Design Library Volume 01: The Human Scale

Year: 2013

Category: Film, Documentary

Director and Writer: Andreas Dalsgaard

Producer: Signe Byrge Sørensen for Final Cut for Real

 

 

We caught a late night screening of Andreas Dalsgaard’s new documentary, The Human Scale, back in September at the local Cinematheque, an event held in conjunction with The Winnipeg Design Festival. According to Dalsgaard, the architectural film explores “…the way we live in cities today, and how our social nature and habits are connected to the physical habitat we live in.” After watching the film, we can attest to the accuracy of this statement. With an educational background in both film and social anthropology, the Denmark-based director brings life and human insight to the architectural film scene. Dalsgaard goes beyond buildings, and addresses the importance of designing cities scaled for humans – not cars.

 

Dalsgaard draws examples from Danish architect Jen Ghel’s work as an illustration for change. Ghel spent years studying people in Italy and how they interact with their city, which he later used to re-plan and restructure Copenhagen, Denmark, as well as other Nordic cities.
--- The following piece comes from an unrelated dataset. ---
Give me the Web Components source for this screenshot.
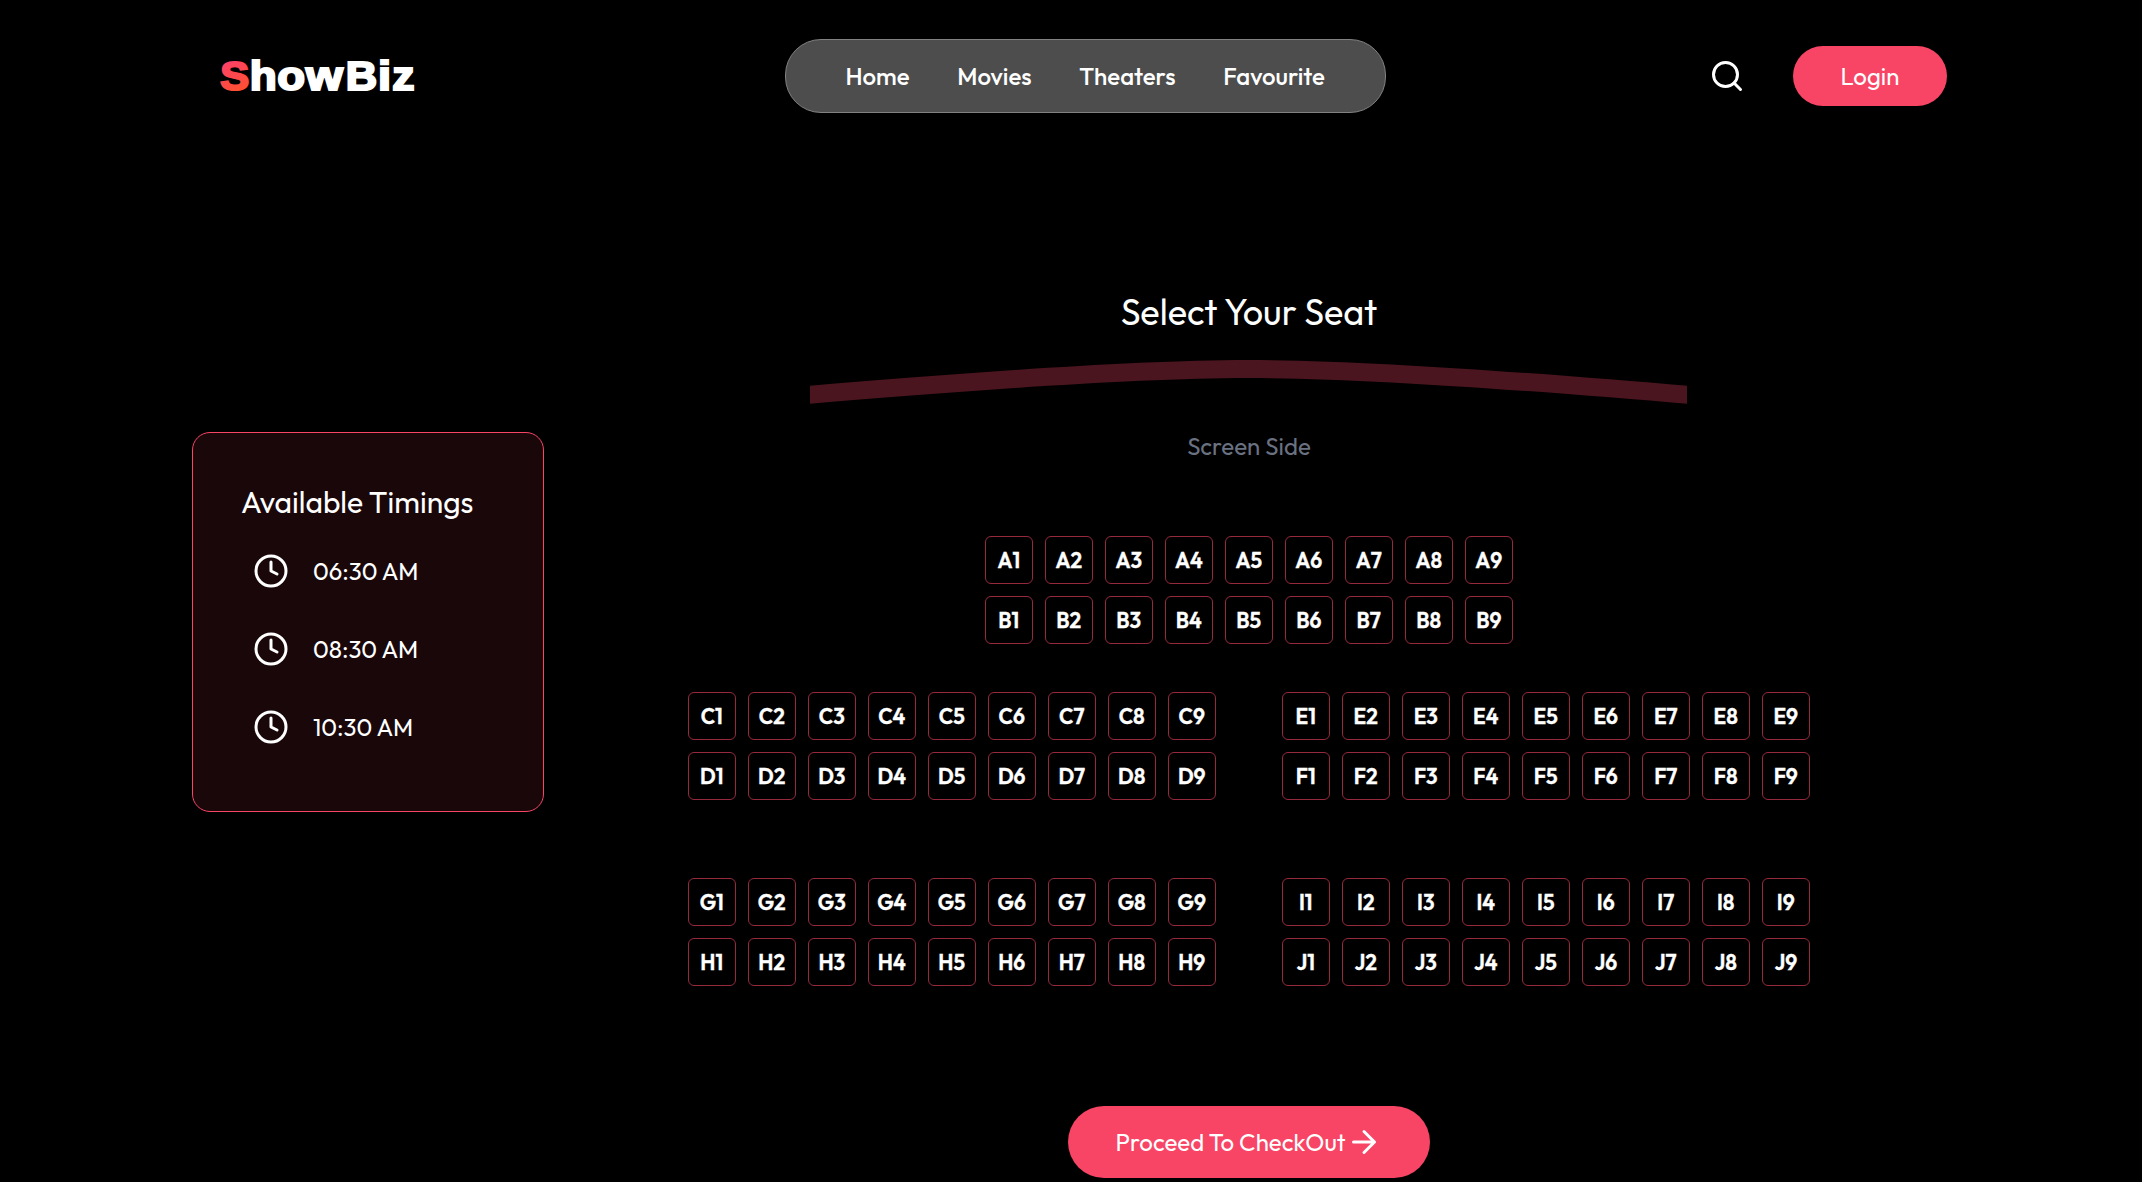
<!DOCTYPE html>
<html lang="en">
<head>
<meta charset="utf-8">
<title>ShowBiz</title>
<style>
html,body{margin:0;height:100%;background:#000;overflow:hidden}
body{font-family:Outfit,Lato,sans-serif;font-size:24px;line-height:36px;color:#fff}
</style>
</head>
<body>
<show-app></show-app>
<script>
const define=(name,html)=>customElements.define(name,class extends HTMLElement{
  connectedCallback(){
    if(this.shadowRoot)return;
    this.attachShadow({mode:'open'}).innerHTML=typeof html==='function'?html(this):html;
  }
});

/* Wordmark letters: glyph, x origin, advance */
const letters=[['h',29.7,27],['o',57.3,27.8],['w',86,36.8],['B',125.7,31.4],['i',158.1,13.1],['z',172.3,22.2]];
define('brand-logo',`<style>:host{display:block;width:210px;height:60px}svg{display:block}text{font-family:"Arial Black","Liberation Sans",sans-serif;font-weight:900;font-size:41px;stroke-width:2.2px}</style>
<svg width="210" height="60" viewBox="0 0 210 60">
<defs><linearGradient id="g" gradientUnits="userSpaceOnUse" x1="6" y1="14" x2="20" y2="46"><stop offset="0" stop-color="#ff4069"/><stop offset="1" stop-color="#ff5030"/></linearGradient></defs>
<text y="44.4" fill="#fff" stroke="#fff"><tspan x=".2" fill="url(#g)" stroke="url(#g)" textLength="29" lengthAdjust="spacingAndGlyphs">S</tspan>${letters.map(([c,x,w])=>`<tspan x="${x}" textLength="${w}" lengthAdjust="spacingAndGlyphs">${c}</tspan>`).join('')}</text></svg>`);

define('nav-menu',`<style>:host{display:flex;box-sizing:border-box;width:601px;height:74px;gap:47.7px;align-items:center;justify-content:center;white-space:nowrap;border:1px solid #828282;border-radius:36px;background:#4d4d4d;font-weight:500}</style>
<span>Home</span><span>Movies</span><span>Theaters</span><span>Favourite</span>`);

define('pill-button',`<style>:host{display:flex;box-sizing:border-box;align-items:center;justify-content:center;background:#f84565;border-radius:36px;white-space:nowrap}</style><slot></slot>`);

define('site-header',`<style>:host{display:flex;align-items:center;height:152px;box-sizing:border-box;padding:0 195px 0 220px}
nav-menu{margin-left:354.7px}.search{margin-left:323.3px;display:block}.login{width:154px;height:60px;margin-left:48px}</style>
<brand-logo></brand-logo><nav-menu></nav-menu>
<svg class="search" width="36" height="36" viewBox="0 0 24 24" fill="none" stroke="#fff" stroke-width="2" stroke-linecap="round"><circle cx="11" cy="11" r="8"/><path d="m21 21-4.3-4.3"/></svg>
<pill-button class="login"><span>Login</span></pill-button>`);

define('time-slot',`<style>:host{display:flex;align-items:center;height:78px;padding-left:12px;gap:24px}svg{display:block}</style>
<svg width="36" height="36" viewBox="0 0 24 24" fill="none" stroke="#fff" stroke-width="2" stroke-linecap="round" stroke-linejoin="round"><circle cx="12" cy="12" r="10"/><path d="M12 6v6l4 2"/></svg><slot></slot>`);

define('timings-panel',`<style>:host{display:block;box-sizing:border-box;width:352px;height:380px;border:1px solid #f84565;border-radius:18px;background:#19070a;padding:48px 0 0 48px}
.title{font-size:30px;line-height:42px}.list{margin-top:9px}</style>
<div class="title">Available Timings</div>
<div class="list"><time-slot>06:30 AM</time-slot><time-slot>08:30 AM</time-slot><time-slot>10:30 AM</time-slot></div>`);

define('screen-arc',`<style>:host{display:block;height:46px}svg{display:block}</style>
<svg width="878" height="46" viewBox="0 0 878 46"><path fill="#4b151f" d="M0 25.8C125 15 320 0 438.5 0S752 15 877 25.8V43.8C752 33 557 18 438.5 18S125 33 0 43.8Z"/></svg>`);

define('seat-box',`<style>:host{display:flex;box-sizing:border-box;width:48px;height:48px;padding-right:.5px;border:1px solid #952a3d;border-radius:6px;align-items:center;justify-content:center;font-size:21px;font-weight:600;line-height:30px;-webkit-text-stroke:.35px #fff}</style><slot></slot>`);

define('seat-block',el=>`<style>:host{display:grid;grid-template-columns:repeat(9,48px);gap:12px}</style>`+
  [...el.getAttribute('rows')].map(r=>[1,2,3,4,5,6,7,8,9].map(n=>`<seat-box>${r}${n}</seat-box>`).join('')).join(''));

define('seat-picker',`<style>:host{display:flex;flex-direction:column;align-items:center;width:1122px}
.title{font-size:36px;line-height:48px}screen-arc{margin-top:24px}.side{color:#6a7282;margin-top:22px}
.first{margin-top:72px}.pair{display:flex;gap:66px;margin-top:48px}.pair+.pair{margin-top:78px}
.go{width:362px;height:72px;margin-top:120px;padding:0 48px 0 47.5px;justify-content:space-between}svg{display:block;flex:none}</style>
<div class="title">Select Your Seat</div>
<screen-arc></screen-arc>
<div class="side">Screen Side</div>
<seat-block class="first" rows="AB"></seat-block>
<div class="pair"><seat-block rows="CD"></seat-block><seat-block rows="EF"></seat-block></div>
<div class="pair"><seat-block rows="GH"></seat-block><seat-block rows="IJ"></seat-block></div>
<pill-button class="go"><span>Proceed To CheckOut</span><svg width="36" height="36" viewBox="0 0 24 24" fill="none" stroke="#fff" stroke-width="2" stroke-linecap="round" stroke-linejoin="round"><path d="M5 12h14M12 5l7 7-7 7"/></svg></pill-button>`);

define('show-app',`<style>:host{display:block;width:2142px;height:1182px;overflow:hidden;background:#000}
main{display:flex;align-items:flex-start;padding-left:192px;gap:144px}timings-panel{margin-top:280px}seat-picker{margin-top:136px}</style>
<site-header></site-header><main><timings-panel></timings-panel><seat-picker></seat-picker></main>`);
</script>
</body>
</html>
Ghel’s work emphasizes cities designed to encourage interaction and intimacy among people, completely opposing the trend in modern urban planning, which emphasizes isolation and individualism.

 

Dalsgaard breaks the documentary up into 5 short chapters, with each one focusing on a different city – Melbourne, New York, Chongqing, Dhaka, Bangladesh and Christchurch – that has somehow been or is being inspired by architect Ghel’s planning strategies. The New York case study, for example, looks at how the city reclaimed Time Square from motorists and made it into a space for people to congregate and essentially, live. The film’s a must see for anyone interested in (or concerned about!) the world’s current physical and social ecosystems.